_Goal_
Check each line of the listing for the string "rendering", count the lines that have it, and answer with that number only.

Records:
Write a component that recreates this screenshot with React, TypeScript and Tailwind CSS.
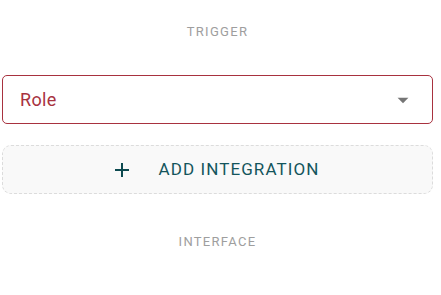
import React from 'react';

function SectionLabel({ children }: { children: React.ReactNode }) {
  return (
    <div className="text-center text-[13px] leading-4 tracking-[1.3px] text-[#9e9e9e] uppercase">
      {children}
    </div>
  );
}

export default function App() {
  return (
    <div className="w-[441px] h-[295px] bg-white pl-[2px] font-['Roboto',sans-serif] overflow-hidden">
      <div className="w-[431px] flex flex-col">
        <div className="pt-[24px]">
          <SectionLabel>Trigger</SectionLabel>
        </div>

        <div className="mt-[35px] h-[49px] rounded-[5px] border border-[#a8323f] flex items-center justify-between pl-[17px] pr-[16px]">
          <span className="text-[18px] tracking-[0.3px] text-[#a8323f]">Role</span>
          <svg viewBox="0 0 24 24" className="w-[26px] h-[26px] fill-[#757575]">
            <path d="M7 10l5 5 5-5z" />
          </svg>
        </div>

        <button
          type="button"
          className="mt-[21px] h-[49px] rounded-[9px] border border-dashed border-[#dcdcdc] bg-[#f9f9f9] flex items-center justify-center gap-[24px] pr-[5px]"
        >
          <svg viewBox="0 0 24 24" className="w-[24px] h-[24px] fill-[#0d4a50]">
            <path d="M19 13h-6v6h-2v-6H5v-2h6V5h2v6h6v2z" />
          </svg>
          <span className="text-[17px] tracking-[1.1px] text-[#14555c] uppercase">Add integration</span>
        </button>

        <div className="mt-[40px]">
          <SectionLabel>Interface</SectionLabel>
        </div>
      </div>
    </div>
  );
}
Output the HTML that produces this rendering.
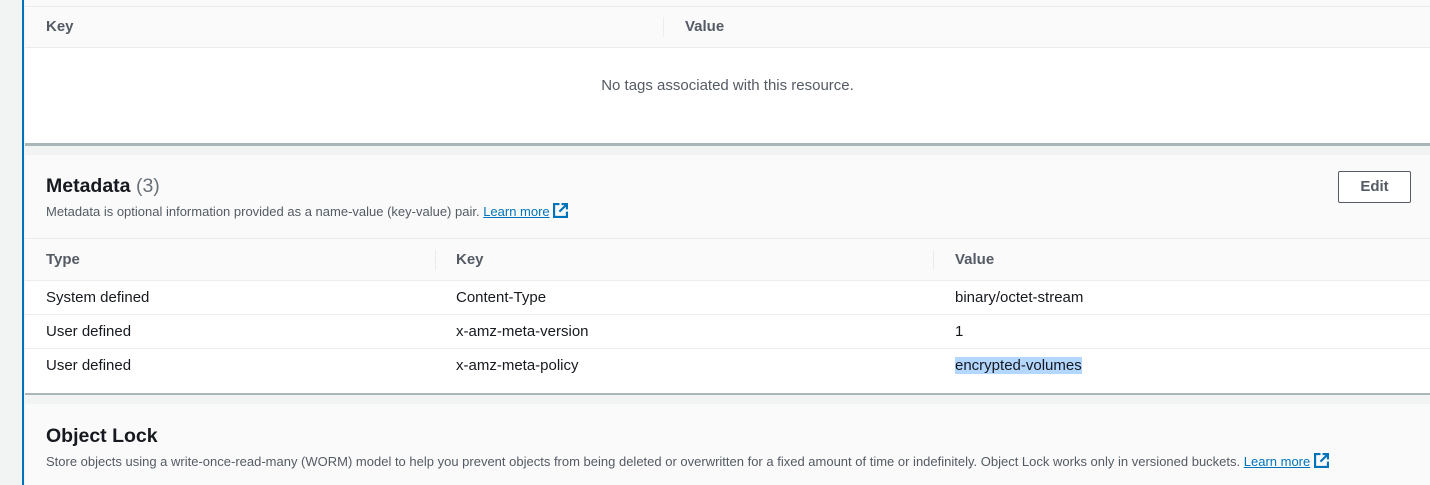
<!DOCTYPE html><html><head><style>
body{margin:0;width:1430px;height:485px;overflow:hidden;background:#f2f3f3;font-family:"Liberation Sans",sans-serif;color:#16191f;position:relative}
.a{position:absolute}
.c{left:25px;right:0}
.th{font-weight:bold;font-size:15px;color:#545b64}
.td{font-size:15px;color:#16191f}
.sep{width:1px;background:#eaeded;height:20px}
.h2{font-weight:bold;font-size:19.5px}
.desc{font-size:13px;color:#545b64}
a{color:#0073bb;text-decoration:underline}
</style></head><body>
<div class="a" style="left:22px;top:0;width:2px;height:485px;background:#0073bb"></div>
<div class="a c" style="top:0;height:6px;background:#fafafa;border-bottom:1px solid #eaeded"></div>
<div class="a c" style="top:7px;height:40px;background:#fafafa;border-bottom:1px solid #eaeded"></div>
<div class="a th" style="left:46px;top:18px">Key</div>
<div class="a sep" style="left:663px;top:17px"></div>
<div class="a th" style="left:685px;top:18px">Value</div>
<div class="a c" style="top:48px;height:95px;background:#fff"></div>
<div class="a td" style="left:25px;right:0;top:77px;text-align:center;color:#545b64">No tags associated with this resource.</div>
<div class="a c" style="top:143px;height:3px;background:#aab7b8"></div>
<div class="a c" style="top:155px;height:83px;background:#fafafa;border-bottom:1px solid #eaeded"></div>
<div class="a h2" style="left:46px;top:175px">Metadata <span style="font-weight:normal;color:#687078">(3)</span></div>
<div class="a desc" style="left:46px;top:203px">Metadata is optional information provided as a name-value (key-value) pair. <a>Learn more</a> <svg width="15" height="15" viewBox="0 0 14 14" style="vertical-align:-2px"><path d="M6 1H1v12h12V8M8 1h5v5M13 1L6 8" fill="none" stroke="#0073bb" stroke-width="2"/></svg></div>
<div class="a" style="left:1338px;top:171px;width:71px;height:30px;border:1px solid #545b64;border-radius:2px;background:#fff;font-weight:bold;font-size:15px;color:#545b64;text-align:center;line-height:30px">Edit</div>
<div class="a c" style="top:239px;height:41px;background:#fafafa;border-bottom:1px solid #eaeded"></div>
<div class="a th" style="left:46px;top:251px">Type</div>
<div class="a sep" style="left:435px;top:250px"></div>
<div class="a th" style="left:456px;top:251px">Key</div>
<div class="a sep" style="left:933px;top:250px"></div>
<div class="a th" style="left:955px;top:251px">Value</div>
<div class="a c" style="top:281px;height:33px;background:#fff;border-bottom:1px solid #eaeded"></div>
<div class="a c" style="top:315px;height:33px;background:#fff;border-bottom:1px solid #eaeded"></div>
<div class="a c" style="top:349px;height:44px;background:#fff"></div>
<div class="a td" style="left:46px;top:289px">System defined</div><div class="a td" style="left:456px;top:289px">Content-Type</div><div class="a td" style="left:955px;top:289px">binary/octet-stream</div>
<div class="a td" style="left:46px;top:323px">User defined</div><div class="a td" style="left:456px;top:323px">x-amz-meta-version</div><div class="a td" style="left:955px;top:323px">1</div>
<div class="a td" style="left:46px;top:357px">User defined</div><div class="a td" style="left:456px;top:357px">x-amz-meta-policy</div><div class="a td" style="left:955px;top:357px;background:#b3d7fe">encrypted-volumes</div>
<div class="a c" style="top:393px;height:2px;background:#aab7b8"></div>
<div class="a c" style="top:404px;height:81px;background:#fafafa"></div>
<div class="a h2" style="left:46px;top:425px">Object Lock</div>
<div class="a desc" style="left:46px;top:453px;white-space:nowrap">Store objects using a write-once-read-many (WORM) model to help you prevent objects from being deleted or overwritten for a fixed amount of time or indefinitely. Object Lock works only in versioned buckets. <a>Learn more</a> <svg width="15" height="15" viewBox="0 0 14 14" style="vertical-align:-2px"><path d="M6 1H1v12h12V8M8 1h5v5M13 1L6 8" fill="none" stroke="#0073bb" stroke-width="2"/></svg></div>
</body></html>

==

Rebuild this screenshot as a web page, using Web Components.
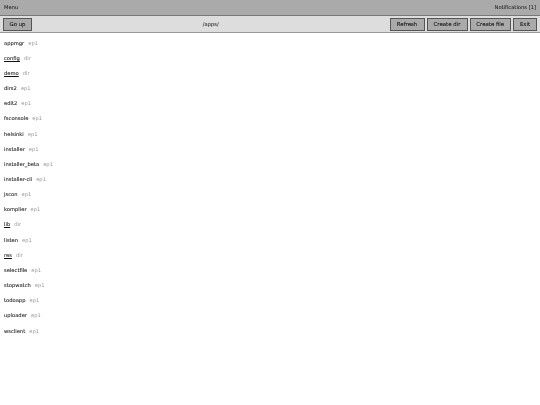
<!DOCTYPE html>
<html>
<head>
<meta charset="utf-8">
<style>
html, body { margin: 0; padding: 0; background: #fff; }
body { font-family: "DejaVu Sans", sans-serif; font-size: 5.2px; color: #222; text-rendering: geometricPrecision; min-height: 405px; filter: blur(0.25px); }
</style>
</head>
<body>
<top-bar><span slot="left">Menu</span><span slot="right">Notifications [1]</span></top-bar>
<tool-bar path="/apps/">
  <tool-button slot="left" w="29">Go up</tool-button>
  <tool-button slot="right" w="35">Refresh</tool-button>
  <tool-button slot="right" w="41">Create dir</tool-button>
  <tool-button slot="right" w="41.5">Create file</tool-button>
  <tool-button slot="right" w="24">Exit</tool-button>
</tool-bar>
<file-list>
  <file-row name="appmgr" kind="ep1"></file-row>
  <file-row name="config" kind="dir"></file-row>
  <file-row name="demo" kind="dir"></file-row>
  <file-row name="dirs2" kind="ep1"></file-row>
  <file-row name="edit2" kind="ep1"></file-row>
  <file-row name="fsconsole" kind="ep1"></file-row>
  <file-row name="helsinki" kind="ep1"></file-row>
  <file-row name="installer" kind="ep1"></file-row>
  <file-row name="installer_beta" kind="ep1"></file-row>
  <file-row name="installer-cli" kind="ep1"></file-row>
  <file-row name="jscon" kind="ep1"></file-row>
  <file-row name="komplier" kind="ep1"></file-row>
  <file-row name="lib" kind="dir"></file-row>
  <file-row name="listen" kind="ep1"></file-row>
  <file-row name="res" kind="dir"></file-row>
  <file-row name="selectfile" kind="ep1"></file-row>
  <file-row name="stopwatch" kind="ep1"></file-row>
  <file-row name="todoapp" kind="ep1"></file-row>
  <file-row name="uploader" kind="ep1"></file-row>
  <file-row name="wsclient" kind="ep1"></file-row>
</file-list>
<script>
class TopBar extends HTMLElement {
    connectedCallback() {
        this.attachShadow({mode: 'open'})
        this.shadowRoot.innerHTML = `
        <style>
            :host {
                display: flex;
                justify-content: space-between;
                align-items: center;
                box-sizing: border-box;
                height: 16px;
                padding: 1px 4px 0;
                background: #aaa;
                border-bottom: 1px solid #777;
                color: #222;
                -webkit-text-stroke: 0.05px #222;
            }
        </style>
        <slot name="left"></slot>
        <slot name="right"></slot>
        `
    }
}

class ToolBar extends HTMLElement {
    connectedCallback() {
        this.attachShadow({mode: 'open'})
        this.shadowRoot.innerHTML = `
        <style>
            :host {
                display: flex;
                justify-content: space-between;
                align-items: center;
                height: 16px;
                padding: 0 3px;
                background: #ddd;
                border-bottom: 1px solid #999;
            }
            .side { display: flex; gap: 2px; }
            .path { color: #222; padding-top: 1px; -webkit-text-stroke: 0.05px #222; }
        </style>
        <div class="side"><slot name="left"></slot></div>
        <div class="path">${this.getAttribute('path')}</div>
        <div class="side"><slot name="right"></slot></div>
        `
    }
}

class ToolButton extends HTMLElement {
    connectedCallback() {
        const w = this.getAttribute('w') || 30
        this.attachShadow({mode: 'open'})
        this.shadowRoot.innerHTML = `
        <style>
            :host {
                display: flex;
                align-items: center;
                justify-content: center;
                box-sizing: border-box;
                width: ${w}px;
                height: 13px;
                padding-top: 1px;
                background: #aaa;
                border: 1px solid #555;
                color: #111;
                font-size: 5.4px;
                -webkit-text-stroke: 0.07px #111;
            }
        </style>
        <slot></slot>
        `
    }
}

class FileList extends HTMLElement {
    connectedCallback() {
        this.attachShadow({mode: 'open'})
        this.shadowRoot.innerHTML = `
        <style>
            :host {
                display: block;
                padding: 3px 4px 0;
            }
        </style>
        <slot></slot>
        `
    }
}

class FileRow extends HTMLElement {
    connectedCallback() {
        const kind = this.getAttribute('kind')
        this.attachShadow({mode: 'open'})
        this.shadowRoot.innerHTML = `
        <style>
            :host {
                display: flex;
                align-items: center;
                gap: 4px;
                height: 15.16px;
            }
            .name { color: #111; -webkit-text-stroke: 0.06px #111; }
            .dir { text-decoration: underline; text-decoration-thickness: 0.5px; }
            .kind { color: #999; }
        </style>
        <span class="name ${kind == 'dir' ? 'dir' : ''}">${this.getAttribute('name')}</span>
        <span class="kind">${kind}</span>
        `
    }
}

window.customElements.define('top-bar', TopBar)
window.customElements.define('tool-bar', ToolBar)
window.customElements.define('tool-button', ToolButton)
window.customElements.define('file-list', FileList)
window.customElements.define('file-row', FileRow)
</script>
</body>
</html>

_Result below_
2